The costs and benefits of tourist enterprises promise to be important objects of both theoretical and policy analyses in coming years. In the wake of the 2001 attack on the World Trade Center, security has emerged as another key factor in the regulation of city visitors that will bear considerable scrutiny. Long ignored, the relationship between cities and their visitors has become a core concern in contemporary urban theory.
References:
- Baudrillard, J. (1989) America. Verso, New York.
- Bryman, A. (2004) The Disneyization of Society. Sage, Thousand Oaks, CA.
- Eco, U. (1986) Travels in Hyperreality. Harcourt, Brace, Jovanovich, New York.

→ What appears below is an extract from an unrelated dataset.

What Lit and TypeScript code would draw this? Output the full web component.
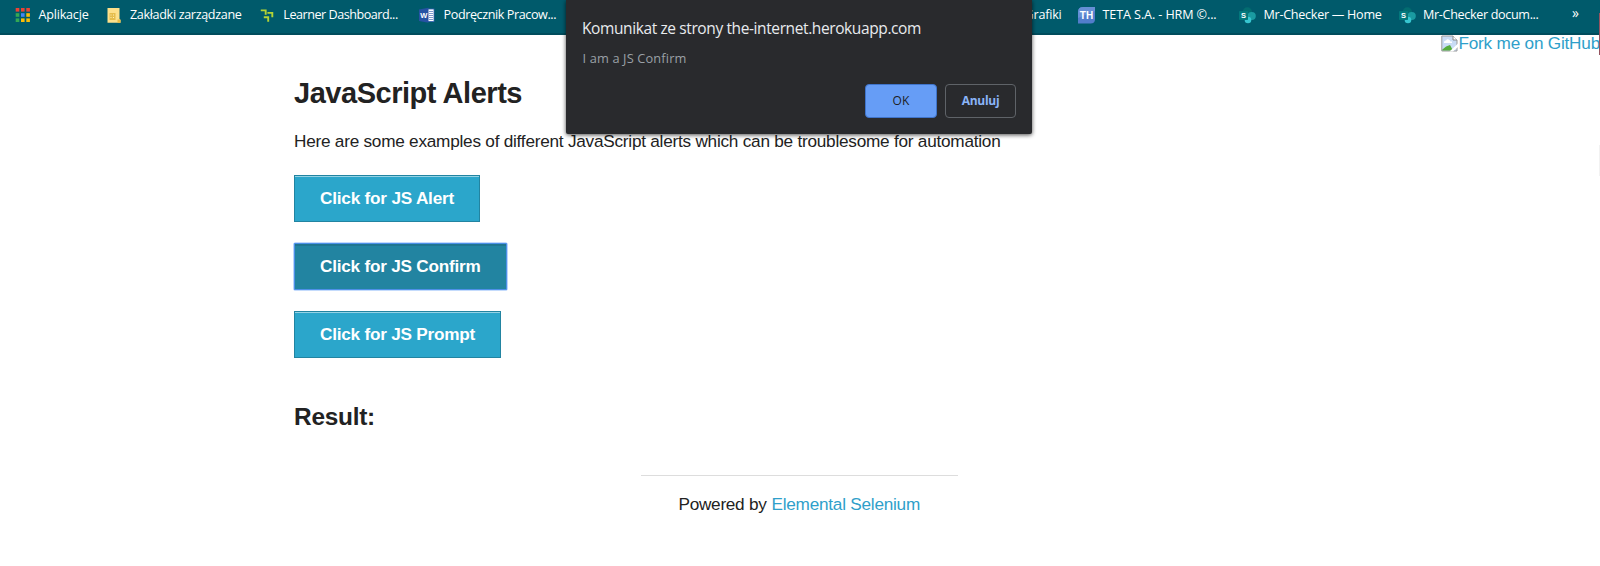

- Gottdeiner, M. (1995) Postmodern Semiotics: Material Culture and the Forms of Postmodern Life. Blackwell, Oxford.
- Grazian, D. (2003) Blue Chicago: The Search for Authenticity in Urban Blues Clubs. University of Chicago Press, Chicago.
- Hannigan, J. (1998) Fantasy City: Pleasure and Profit in the Postmodern Metropolis. Routledge, New York.
- Hoffman, L. M., Fainstein, S. S., & Judd, D. R. (Eds.) (2003) Cities and Visitors: Regulating People, Markets and City Space. Blackwell, Oxford.
- Jameson, F. (1991) Postmodernism: or, the Cultural Logic of Late Capitalism. Duke University Press, Durham, NC.
- Judd, D. R. (1999) Constructing the Tourist Bubble. In: Judd, D. R. & Fainstein, S. (Eds.), The Tourist City. Yale University Press, New Haven.
- Lloyd, R. & Clark, T. N. (2001) The City as an Entertainment Machine. Research in Urban Sociol ogy: Critical Perspectives on Urban Redevelopment 6: 357-78.
- MacCannell, D. (1999) The Tourist: A New Theory of the Leisure Class. University of California Press, Berkeley.
- Sorkin, M. (Ed.) (1992) Variations on a Theme Park. Hill & Wang, New York.
- Suttles, G. (1984) The Cumulative Texture of Local Urban Culture. American Journal of Sociology 90: 283-304.
- Urry, J. (1990) The Tourist Gaze. Sage, London.